After committing your final changes to the lab, type make handin to submit your lab.

$ git commit -am "ready to submit my lab"
[util c2e3c8b] ready to submit my lab
 2 files changed, 18 insertions(+), 2 deletions(-)

$ make handin
tar: Removing leading `/' from member names
Get an API key for yourself by visiting https://6828.scripts.mit.edu/2020/handin.py/
Please enter your API key: XXXXXXXXXXXXXXXXXXXXXXXXXXXXXXXX
  % Total    % Received % Xferd  Average Speed   Time    Time     Time  Current
                                 Dload  Upload   Total   Spent    Left  Speed
100 79258  100   239  100 79019    853   275k --:--:-- --:--:-- --:--:--  276k
$
make handin will store your API key in myapi.key.
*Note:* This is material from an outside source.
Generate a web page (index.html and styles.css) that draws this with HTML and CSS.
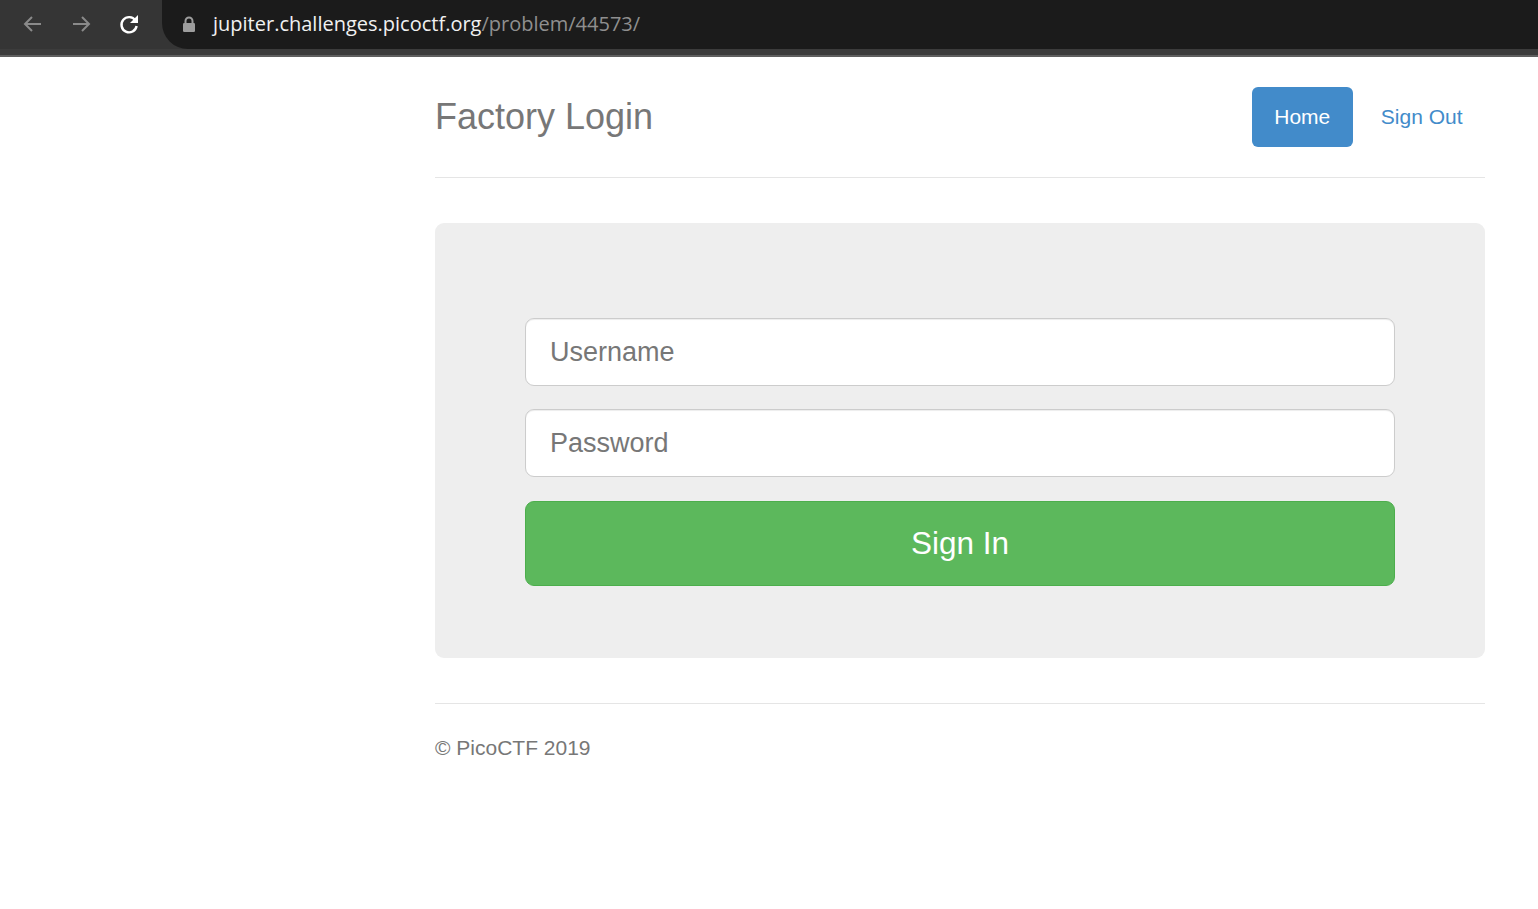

If you need to change your API key, just remove this file and let make handin generate it again (myapi.key must not include newline characters).

If you run make handin and you have either uncomitted changes or untracked files, you will see output similar to the following:

 M hello.c
?? bar.c
?? foo.pyc
Untracked files will not be handed in.  Continue? [y/N]
Inspect the above lines and make sure all files that your lab solution needs are tracked i.e. not listed in a line that begins with ??. You can cause git to track a new file that you create using git add filename.

If make handin does not work properly, try fixing the problem with the curl or Git commands. Or you can run make tarball. This will make a tar file for you, which you can then upload via our web interface.